The chess set after the positions were changed.

The chess set after the positions were changed.

In 1960, a red pawn went missing. The novice installation may have attempted to cover for this.

I called Utterberg at his Minneapolis home to ask how he noticed the anachronism, what spurred him to write, and what to make of the missing piece.

“I’ve been going to the MIA since the early ’80s, and I probably first looked at the chess set maybe 10 years ago. Most recently, I was walking through with my wife—she was scouting artworks for Art in Bloom—and it just kind of bugged me. I don’t know why I said something this time. I guess enough was enough.

I had two objections. The opening moves aren’t ridiculous—until black gives up its king pawn for nothing. Though if the set is missing a pawn, that could explain it. But also it just doesn’t fit 18th-century opening schemes. Back then, players generally occupied the center with their pawns right away. Yet there had been three moves played and neither center pawn had advanced two squares.

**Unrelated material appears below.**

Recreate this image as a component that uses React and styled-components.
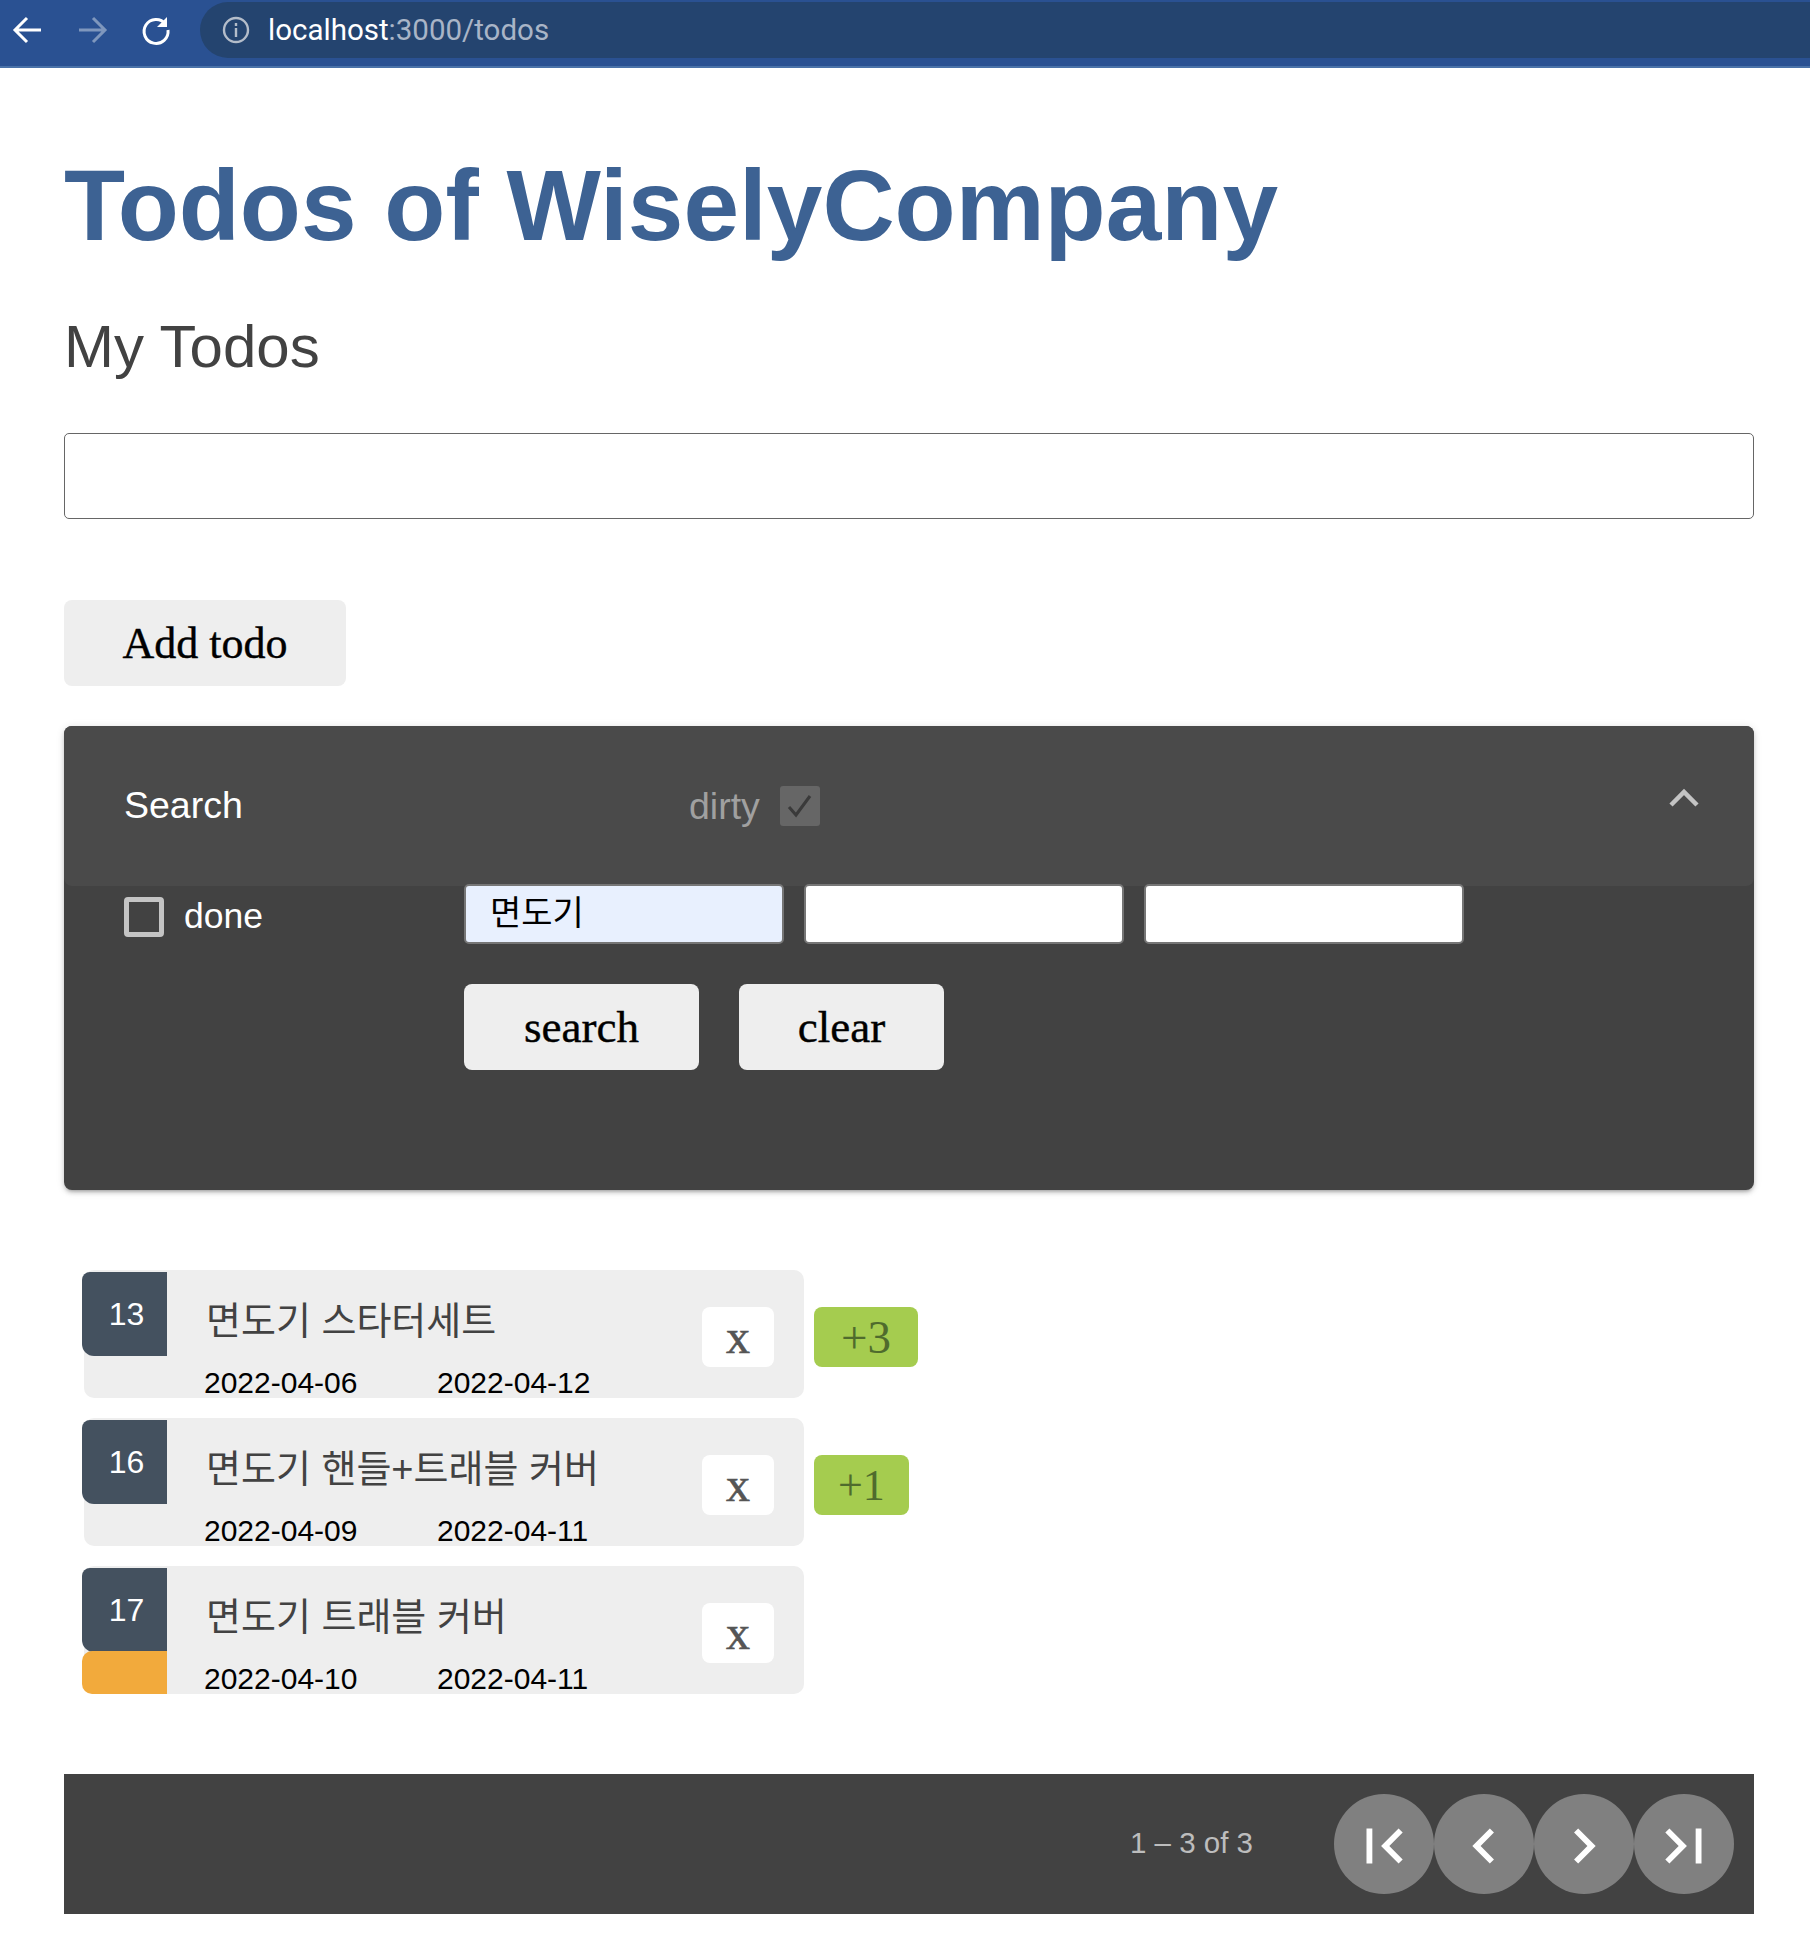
import React from 'react';
import styled, { createGlobalStyle } from 'styled-components';

const SANS = '"Liberation Sans", "Noto Sans CJK KR", sans-serif';
const SERIF = '"Liberation Serif", "Noto Sans CJK KR", serif';

const GlobalStyle = createGlobalStyle`
  html, body {
    margin: 0;
    padding: 0;
    background: #fff;
  }
  body {
    font-family: ${SANS};
    color: #424242;
  }
  * {
    box-sizing: border-box;
  }
`;

const BrowserBar = styled.div`
  height: 68px;
  padding-top: 2px;
  display: flex;
  background: #2a5192;
  border-bottom: 2px solid #4a72a8;
`;

const NavButtons = styled.div`
  width: 200px;
  height: 56px;
  flex: none;
  display: flex;
  align-items: center;
  padding-left: 10px;
  gap: 28px;
`;

const NavIcon = styled.svg`
  width: 36px;
  height: 36px;
  flex: none;
  fill: none;
  stroke: ${(props) => (props.$dim ? '#7f97bd' : '#fff')};
  stroke-width: 3;
`;

const AddressPill = styled.div`
  flex: 1;
  height: 56px;
  display: flex;
  align-items: center;
  padding-left: 22px;
  background: #24446f;
  border-radius: 28px 0 0 28px;
`;

const InfoIcon = styled.svg`
  width: 28px;
  height: 28px;
  margin-right: 18px;
  fill: none;
  stroke: #b4bdca;
  stroke-width: 2.4;
`;

const Url = styled.span`
  font-family: Roboto, sans-serif;
  font-size: 29.5px;
  color: #fff;
`;

const UrlRest = styled.span`
  color: #a9b5c7;
`;

const Page = styled.main`
  padding: 0 56px 32px 64px;
`;

const Title = styled.h1`
  margin: 81px 0 0;
  font-size: 100px;
  line-height: 112px;
  font-weight: 700;
  color: #3d6293;
`;

const Subtitle = styled.h2`
  margin: 52px 0 0;
  font-size: 60px;
  line-height: 68px;
  font-weight: 400;
  color: #424242;
`;

const TodoInput = styled.input`
  display: block;
  width: 100%;
  height: 86px;
  margin-top: 52px;
  border: 1.5px solid #666;
  border-radius: 5px;
  background: #fff;
`;

const Button = styled.button`
  width: ${(props) => props.$width}px;
  height: 86px;
  padding: 0;
  border: none;
  border-radius: 8px;
  background: #eee;
  color: #000;
  font-family: ${SERIF};
  font-size: ${(props) => props.$size || 44}px;
  -webkit-text-stroke: 0.4px #000;
`;

const AddRow = styled.div`
  margin-top: 81px;
`;

const SearchPanel = styled.section`
  margin-top: 40px;
  background: #424242;
  border-radius: 8px;
  box-shadow: 0 3px 3px -2px rgba(0, 0, 0, 0.2), 0 3px 4px 0 rgba(0, 0, 0, 0.14),
    0 1px 8px 0 rgba(0, 0, 0, 0.12);
`;

const PanelHeader = styled.div`
  height: 160px;
  display: flex;
  align-items: center;
  padding: 0 52px 0 60px;
  background: #4a4a4a;
  border-radius: 8px;
`;

const PanelTitle = styled.span`
  width: 565px;
  flex: none;
  margin-top: -2px;
  font-size: 37.5px;
  color: #fff;
`;

const DirtyLabel = styled.span`
  font-size: 37.5px;
  color: #a0a0a0;
`;

const DirtyBox = styled.span`
  width: 40px;
  height: 40px;
  margin-left: 20px;
  display: flex;
  align-items: center;
  justify-content: center;
  background: #666;
  border-radius: 3px;
`;

const DirtyCheck = styled.svg`
  width: 34px;
  height: 34px;
  fill: none;
  stroke: #3a3a3a;
  stroke-width: 3;
`;

const Chevron = styled.svg`
  width: 36px;
  height: 36px;
  margin-left: auto;
  margin-top: -18px;
  fill: none;
  stroke: #c4c4c4;
  stroke-width: 4.5;
`;

const PanelBody = styled.div`
  display: flex;
  padding: 0 60px 120px;
`;

const DoneField = styled.label`
  width: 340px;
  flex: none;
  display: flex;
  align-items: center;
  height: 61px;
  font-size: 35.5px;
  color: #fff;
`;

const DoneBox = styled.span`
  width: 40px;
  height: 40px;
  margin-right: 20px;
  border: 5px solid #c4c4c4;
  border-radius: 4px;
`;

const SearchForm = styled.div`
  display: flex;
  flex-direction: column;
  margin-top: -2px;
  position: relative;
`;

const FieldRow = styled.div`
  display: flex;
  gap: 20px;
`;

const SearchField = styled.input`
  width: 320px;
  height: 60px;
  padding: 0 24px 8px;
  border: 2px solid #767676;
  border-radius: 5px;
  background: ${(props) => (props.$filled ? '#e8f0fe' : '#fff')};
  color: #000;
  font-family: ${SERIF};
  font-size: 34px;
`;

const ActionRow = styled.div`
  display: flex;
  gap: 40px;
  margin-top: 40px;
`;

const TodoList = styled.div`
  margin-top: 80px;
  padding-left: 20px;
  display: flex;
  flex-direction: column;
  gap: 20px;
`;

const TodoRow = styled.div`
  display: flex;
  gap: 10px;
`;

const TodoCard = styled.div`
  width: 720px;
  height: 128px;
  display: flex;
  background: #eee;
  border-radius: 10px;
`;

const IdColumn = styled.div`
  width: 85px;
  flex: none;
  margin: 2px 0 0 -2px;
  display: flex;
  flex-direction: column;
`;

const IdBox = styled.div`
  height: 84px;
  flex: none;
  display: flex;
  align-items: center;
  justify-content: center;
  padding-left: 4px;
  background: #44515f;
  border-radius: 8px 0 0 12px;
  color: #fff;
  font-size: 32px;
`;

const WarnStrip = styled.div`
  flex: 1;
  margin-top: -1px;
  background: #f2aa3c;
  border-radius: 10px 0 0 10px;
`;

const TodoMain = styled.div`
  flex: 1;
  padding-left: 37px;
`;

const TodoTitle = styled.div`
  margin: 21px 0 0 2px;
  font-size: 38px;
  line-height: 60px;
  color: #424242;
`;

const Dates = styled.div`
  display: flex;
  margin-top: 15px;
  font-size: 30px;
  line-height: 34px;
  color: #000;
`;

const DateText = styled.span`
  width: 233px;
`;

const SquareButton = styled.button`
  width: 72px;
  height: 60px;
  flex: none;
  margin: 37px 30px 0 0;
  border: none;
  border-radius: 8px;
  background: #fff;
  color: #555;
  font-family: ${SERIF};
  font-size: 48px;
  line-height: 1;
  -webkit-text-stroke: 0.6px #555;
`;

const CountBadge = styled.button`
  height: 60px;
  margin-top: 37px;
  padding: 0 ${(props) => props.$pad}px;
  border: none;
  border-radius: 8px;
  background: #a5cc4f;
  color: #4f6b2d;
  font-family: ${SERIF};
  font-size: ${(props) => props.$size}px;
`;

const Paginator = styled.nav`
  height: 140px;
  margin-top: 80px;
  display: flex;
  align-items: center;
  justify-content: flex-end;
  padding-right: 20px;
  background: #424242;
`;

const RangeLabel = styled.span`
  margin: -2px 81px 0 0;
  font-size: 29.5px;
  color: #bdbdbd;
`;

const PageButton = styled.button`
  width: 100px;
  height: 100px;
  padding: 3px 0 0;
  display: flex;
  align-items: center;
  justify-content: center;
  border: none;
  border-radius: 50%;
  background: #808080;
`;

const PageIcon = styled.svg`
  width: 70px;
  height: 70px;
  flex: none;
  fill: #fff;
`;

const todos = [
  { id: 13, title: '면도기 스타터세트', from: '2022-04-06', to: '2022-04-12', count: '+3', pad: 27, size: 47 },
  { id: 16, title: '면도기 핸들+트래블 커버', from: '2022-04-09', to: '2022-04-11', count: '+1', pad: 24, size: 44 },
  { id: 17, title: '면도기 트래블 커버', from: '2022-04-10', to: '2022-04-11', warn: true },
];

const pageIcons = [
  'M18.41 16.59 13.82 12l4.59-4.59L17 6l-6 6 6 6zM6 6h2v12H6z',
  'M15.41 7.41 14 6l-6 6 6 6 1.41-1.41L10.83 12z',
  'M10 6 8.59 7.41 13.17 12l-4.58 4.59L10 18l6-6z',
  'M5.59 7.41 10.18 12l-4.59 4.59L7 18l6-6-6-6zM16 6h2v12h-2z',
];

export default function App() {
  return (
    <>
      <GlobalStyle />
      <BrowserBar>
        <NavButtons>
          <NavIcon viewBox="0 0 36 36">
            <path d="M31 18H6M17 6 5 18l12 12" />
          </NavIcon>
          <NavIcon viewBox="0 0 36 36" $dim>
            <path d="M5 18h25M19 6l12 12-12 12" />
          </NavIcon>
          <NavIcon viewBox="0 0 36 36">
            <path d="M27.5 12A12 12 0 1 0 30 18" />
            <path d="M29 5v10H19z" fill="#fff" stroke="none" />
          </NavIcon>
        </NavButtons>
        <AddressPill>
          <InfoIcon viewBox="0 0 28 28">
            <circle cx="14" cy="14" r="12" />
            <path d="M14 12v9M14 7v3" />
          </InfoIcon>
          <Url>
            localhost<UrlRest>:3000/todos</UrlRest>
          </Url>
        </AddressPill>
      </BrowserBar>

      <Page>
        <Title>Todos of WiselyCompany</Title>
        <Subtitle>My Todos</Subtitle>
        <TodoInput />
        <AddRow>
          <Button $width={282}>Add todo</Button>
        </AddRow>

        <SearchPanel>
          <PanelHeader>
            <PanelTitle>Search</PanelTitle>
            <DirtyLabel>dirty</DirtyLabel>
            <DirtyBox>
              <DirtyCheck viewBox="0 0 34 34">
                <path d="M6 18l7 8L27 7" />
              </DirtyCheck>
            </DirtyBox>
            <Chevron viewBox="0 0 36 36">
              <path d="M5 26 18 13l13 13" />
            </Chevron>
          </PanelHeader>
          <PanelBody>
            <DoneField>
              <DoneBox />
              done
            </DoneField>
            <SearchForm>
              <FieldRow>
                <SearchField $filled defaultValue="면도기" />
                <SearchField />
                <SearchField />
              </FieldRow>
              <ActionRow>
                <Button $width={235} $size={45}>search</Button>
                <Button $width={205} $size={45}>clear</Button>
              </ActionRow>
            </SearchForm>
          </PanelBody>
        </SearchPanel>

        <TodoList>
          {todos.map((todo) => (
            <TodoRow key={todo.id}>
              <TodoCard>
                <IdColumn>
                  <IdBox>{todo.id}</IdBox>
                  {todo.warn && <WarnStrip />}
                </IdColumn>
                <TodoMain>
                  <TodoTitle>{todo.title}</TodoTitle>
                  <Dates>
                    <DateText>{todo.from}</DateText>
                    <DateText>{todo.to}</DateText>
                  </Dates>
                </TodoMain>
                <SquareButton>x</SquareButton>
              </TodoCard>
              {todo.count && (
                <CountBadge $pad={todo.pad} $size={todo.size}>
                  {todo.count}
                </CountBadge>
              )}
            </TodoRow>
          ))}
        </TodoList>

        <Paginator>
          <RangeLabel>1 – 3 of 3</RangeLabel>
          {pageIcons.map((d) => (
            <PageButton key={d}>
              <PageIcon viewBox="0 0 24 24">
                <path d={d} />
              </PageIcon>
            </PageButton>
          ))}
        </Paginator>
      </Page>
    </>
  );
}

A close-up look at the fanciful chess pieces, made in China and dating to the 18th century.

A close-up look at the fanciful chess pieces, made in China and dating to the 18th century.

It’s hard to say why someone came up with that setup. The position in the photograph online is different than the one I saw on the board, still unusual but a little more plausible. Someone probably just made a few moves and that was that.

There’s not a lot of 18th-century chess information out there, but there are couple hundred games that old. The two positions I suggested are in Philidor’s book from 1749, the dominant chess book for the better part of a century. Around the middle of the 19th century, more games started to be recorded and published and the game advanced quickly. Before then, strong players didn’t record their games, they wanted to keep them secret.

The opening now is Philidor’s Gambit, a defense for the black pieces recommended in Philidor’s book. Black’s strategy is typical of the kind of pawn play favored in the 18th century, and the gambit is still occasionally used for surprise value by average to local-level players. But if the player of the white pieces reacts aggressively, he often gains a strong attack, so world-class players since about 1860 have almost entirely given up on the defense.

I tend to be obsessive-compulsive—I enjoy the museum because everything is displayed so carefully. The chess pieces were the only thing out of place, so I’m certain I’ll rest better tonight.”